Show every line that has the string "this" in it.

» Material provided
-- start --

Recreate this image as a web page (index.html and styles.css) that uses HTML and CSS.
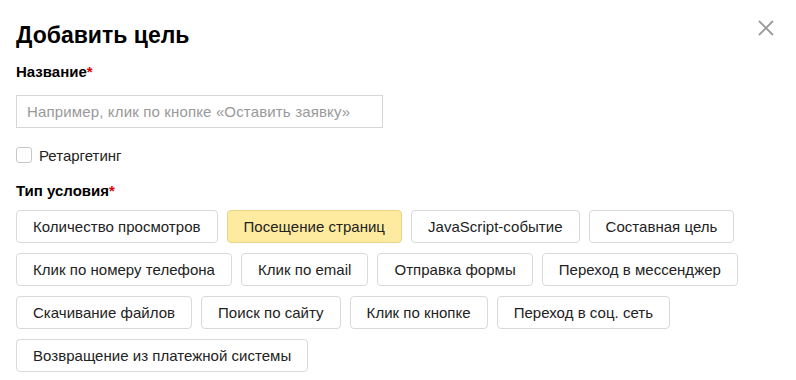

-- end --
-- start --

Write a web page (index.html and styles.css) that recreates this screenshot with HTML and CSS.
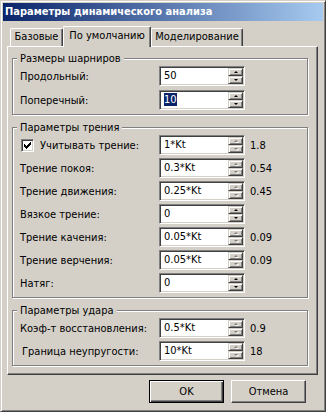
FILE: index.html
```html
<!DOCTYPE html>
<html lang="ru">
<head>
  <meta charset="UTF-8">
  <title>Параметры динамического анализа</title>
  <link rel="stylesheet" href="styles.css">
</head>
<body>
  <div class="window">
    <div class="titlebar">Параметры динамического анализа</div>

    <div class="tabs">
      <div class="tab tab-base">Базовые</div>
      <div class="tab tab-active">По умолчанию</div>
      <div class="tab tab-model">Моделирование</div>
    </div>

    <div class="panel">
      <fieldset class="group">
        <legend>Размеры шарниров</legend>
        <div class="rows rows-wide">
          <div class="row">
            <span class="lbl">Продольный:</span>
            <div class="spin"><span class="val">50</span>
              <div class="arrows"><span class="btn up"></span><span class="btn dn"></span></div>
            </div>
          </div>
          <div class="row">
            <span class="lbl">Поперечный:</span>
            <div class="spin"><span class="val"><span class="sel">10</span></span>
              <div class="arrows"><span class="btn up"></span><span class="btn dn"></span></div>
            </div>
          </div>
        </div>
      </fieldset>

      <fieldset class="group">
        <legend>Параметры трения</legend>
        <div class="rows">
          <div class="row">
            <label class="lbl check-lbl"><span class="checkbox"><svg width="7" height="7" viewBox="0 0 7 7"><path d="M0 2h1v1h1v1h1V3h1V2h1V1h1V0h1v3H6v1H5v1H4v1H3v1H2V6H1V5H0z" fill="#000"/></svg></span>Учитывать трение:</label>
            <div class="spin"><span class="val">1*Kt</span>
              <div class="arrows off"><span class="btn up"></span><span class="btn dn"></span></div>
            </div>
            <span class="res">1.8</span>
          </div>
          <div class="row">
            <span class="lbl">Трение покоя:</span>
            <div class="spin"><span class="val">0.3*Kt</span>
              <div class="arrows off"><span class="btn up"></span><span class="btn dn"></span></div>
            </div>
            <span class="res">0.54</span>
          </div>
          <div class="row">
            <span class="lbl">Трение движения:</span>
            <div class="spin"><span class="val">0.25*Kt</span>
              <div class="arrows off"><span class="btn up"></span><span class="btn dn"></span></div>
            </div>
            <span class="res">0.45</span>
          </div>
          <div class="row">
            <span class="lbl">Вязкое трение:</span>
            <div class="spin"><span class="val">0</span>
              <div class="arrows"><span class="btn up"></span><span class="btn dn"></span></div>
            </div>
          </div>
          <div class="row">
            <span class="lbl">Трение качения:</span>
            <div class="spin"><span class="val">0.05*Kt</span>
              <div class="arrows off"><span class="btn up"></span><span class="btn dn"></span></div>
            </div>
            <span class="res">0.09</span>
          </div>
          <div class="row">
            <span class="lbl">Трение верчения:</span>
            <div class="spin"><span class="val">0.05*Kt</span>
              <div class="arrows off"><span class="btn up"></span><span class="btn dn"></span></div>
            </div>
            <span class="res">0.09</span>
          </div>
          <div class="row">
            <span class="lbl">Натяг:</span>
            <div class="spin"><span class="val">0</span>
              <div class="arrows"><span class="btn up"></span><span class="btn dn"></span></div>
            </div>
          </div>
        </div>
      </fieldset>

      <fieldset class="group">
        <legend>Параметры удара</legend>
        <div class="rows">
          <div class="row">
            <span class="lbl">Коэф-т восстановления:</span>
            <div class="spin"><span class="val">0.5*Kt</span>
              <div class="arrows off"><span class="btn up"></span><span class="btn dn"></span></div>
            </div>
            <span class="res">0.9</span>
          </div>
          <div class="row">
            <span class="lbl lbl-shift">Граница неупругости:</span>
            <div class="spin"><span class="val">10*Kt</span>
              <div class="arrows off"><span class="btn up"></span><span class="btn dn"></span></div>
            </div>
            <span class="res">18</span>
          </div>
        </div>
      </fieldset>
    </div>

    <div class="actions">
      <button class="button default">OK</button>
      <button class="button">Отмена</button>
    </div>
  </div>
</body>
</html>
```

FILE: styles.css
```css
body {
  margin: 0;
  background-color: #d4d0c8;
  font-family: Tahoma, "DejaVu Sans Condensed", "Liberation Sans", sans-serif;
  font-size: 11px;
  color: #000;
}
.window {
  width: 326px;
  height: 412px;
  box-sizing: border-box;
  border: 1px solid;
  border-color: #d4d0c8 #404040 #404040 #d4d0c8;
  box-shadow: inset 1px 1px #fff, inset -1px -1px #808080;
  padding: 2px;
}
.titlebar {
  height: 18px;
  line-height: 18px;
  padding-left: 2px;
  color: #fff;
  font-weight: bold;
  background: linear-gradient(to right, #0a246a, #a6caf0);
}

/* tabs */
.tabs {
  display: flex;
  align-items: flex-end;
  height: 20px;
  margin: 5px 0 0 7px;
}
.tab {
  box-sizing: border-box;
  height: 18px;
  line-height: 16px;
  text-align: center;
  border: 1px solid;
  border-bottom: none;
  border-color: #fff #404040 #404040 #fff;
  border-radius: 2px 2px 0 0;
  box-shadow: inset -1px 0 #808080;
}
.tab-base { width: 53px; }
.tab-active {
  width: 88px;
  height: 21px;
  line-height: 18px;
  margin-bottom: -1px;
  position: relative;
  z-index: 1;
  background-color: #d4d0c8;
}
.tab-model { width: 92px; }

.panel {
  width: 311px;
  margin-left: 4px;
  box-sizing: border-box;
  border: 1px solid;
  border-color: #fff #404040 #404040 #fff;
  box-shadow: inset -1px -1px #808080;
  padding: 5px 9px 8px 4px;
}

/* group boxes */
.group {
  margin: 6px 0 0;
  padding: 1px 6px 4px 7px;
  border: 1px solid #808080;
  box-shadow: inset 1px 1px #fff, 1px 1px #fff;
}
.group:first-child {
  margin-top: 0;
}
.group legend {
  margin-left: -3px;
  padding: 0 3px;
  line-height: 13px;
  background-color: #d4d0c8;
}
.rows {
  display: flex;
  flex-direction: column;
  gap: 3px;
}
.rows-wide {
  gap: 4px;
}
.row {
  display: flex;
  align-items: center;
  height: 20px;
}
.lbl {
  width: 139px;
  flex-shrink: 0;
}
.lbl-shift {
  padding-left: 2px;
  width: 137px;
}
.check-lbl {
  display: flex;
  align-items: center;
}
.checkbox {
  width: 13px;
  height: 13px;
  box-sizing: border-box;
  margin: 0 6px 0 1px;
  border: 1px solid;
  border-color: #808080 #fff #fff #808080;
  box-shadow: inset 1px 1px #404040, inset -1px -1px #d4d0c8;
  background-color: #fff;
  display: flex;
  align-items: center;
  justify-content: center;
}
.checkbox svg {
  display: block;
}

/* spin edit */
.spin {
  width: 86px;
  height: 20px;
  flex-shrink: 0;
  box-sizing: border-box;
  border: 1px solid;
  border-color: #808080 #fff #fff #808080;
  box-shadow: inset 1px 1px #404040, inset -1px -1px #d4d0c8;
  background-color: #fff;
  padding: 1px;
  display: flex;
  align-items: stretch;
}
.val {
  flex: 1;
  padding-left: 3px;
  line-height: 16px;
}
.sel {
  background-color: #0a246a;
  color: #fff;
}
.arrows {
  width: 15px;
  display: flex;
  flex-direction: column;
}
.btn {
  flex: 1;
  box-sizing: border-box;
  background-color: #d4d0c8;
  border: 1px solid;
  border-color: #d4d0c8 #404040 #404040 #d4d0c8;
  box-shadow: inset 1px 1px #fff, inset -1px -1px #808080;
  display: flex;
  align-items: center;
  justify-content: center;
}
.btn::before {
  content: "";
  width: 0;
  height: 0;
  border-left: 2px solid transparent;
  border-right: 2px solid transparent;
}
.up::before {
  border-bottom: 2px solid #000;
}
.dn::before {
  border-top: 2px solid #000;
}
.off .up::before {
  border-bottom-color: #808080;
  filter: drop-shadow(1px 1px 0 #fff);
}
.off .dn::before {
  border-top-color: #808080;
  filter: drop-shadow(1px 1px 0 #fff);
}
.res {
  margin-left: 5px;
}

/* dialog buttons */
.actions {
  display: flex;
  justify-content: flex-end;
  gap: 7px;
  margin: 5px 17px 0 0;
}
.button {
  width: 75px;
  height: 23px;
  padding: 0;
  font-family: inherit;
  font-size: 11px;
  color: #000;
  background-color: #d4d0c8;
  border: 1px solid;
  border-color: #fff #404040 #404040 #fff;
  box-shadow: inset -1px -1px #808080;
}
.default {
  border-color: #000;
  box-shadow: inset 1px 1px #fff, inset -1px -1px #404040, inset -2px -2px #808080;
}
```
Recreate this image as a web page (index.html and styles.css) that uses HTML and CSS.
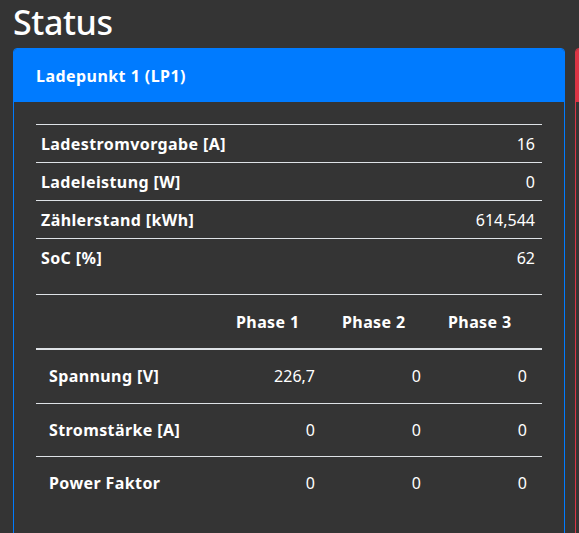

-- end --
-- start --

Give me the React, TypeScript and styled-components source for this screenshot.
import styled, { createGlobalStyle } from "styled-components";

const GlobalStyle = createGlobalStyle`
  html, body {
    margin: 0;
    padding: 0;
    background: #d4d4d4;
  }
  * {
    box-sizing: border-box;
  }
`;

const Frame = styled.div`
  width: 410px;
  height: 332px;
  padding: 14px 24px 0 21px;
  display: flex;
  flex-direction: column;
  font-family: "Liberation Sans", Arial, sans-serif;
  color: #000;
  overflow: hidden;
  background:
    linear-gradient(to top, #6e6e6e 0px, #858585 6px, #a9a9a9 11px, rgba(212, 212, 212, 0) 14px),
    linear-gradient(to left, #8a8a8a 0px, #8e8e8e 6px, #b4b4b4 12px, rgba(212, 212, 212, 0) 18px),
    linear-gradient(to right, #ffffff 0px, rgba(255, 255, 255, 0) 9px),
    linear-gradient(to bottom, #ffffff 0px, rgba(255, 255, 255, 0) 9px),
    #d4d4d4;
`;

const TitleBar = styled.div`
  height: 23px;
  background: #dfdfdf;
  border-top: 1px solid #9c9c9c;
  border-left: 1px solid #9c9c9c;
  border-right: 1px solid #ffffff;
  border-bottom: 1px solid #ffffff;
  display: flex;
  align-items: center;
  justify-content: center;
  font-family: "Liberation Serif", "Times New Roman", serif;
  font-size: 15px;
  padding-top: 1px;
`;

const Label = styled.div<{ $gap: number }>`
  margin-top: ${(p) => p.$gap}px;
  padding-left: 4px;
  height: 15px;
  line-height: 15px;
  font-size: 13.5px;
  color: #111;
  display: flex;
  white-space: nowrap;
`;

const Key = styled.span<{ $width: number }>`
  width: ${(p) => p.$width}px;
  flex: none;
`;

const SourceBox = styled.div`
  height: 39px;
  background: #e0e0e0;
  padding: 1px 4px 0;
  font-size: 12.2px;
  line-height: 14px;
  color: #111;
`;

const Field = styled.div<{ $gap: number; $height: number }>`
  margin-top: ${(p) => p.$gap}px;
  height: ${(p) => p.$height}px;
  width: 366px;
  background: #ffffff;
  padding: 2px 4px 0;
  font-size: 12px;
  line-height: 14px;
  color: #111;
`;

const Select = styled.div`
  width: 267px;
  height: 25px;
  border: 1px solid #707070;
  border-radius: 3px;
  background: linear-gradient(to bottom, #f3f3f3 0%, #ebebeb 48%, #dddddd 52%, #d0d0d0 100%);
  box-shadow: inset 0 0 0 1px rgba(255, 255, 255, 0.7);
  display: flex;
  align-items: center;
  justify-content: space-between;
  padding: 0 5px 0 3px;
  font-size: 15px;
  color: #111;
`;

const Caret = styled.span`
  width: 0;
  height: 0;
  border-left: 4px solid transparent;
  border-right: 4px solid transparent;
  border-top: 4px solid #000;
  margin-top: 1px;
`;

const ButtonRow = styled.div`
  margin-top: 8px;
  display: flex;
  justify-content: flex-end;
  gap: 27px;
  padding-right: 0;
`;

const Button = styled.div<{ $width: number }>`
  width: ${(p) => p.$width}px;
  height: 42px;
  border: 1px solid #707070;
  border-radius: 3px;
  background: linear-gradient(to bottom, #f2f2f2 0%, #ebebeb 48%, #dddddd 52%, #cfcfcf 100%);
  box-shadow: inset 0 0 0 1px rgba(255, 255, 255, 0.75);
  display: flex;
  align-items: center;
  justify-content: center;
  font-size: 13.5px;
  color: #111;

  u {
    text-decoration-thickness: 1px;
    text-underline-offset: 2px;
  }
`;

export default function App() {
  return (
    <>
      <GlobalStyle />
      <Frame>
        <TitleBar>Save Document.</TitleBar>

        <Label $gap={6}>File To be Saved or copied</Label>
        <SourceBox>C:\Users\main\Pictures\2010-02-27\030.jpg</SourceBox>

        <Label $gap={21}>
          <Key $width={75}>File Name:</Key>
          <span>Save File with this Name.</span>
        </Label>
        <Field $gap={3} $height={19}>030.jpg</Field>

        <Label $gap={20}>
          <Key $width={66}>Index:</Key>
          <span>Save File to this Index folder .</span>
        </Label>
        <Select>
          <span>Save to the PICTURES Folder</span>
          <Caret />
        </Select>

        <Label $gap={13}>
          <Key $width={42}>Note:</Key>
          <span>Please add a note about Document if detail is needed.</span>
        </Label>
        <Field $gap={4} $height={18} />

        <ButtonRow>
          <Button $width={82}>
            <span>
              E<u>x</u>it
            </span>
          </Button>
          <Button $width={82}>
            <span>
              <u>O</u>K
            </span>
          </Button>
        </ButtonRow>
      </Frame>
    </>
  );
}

-- end --

» Exercise answer
Recreate this image as a web page (index.html and styles.css) that uses HTML and CSS.
Write a web page (index.html and styles.css) that recreates this screenshot with HTML and CSS.
Recreate this image as a web page (index.html and styles.css) that uses HTML and CSS.
Give me the React, TypeScript and styled-components source for this screenshot.
          <span>Save File with this Name.</span>
          <span>Save File to this Index folder .</span>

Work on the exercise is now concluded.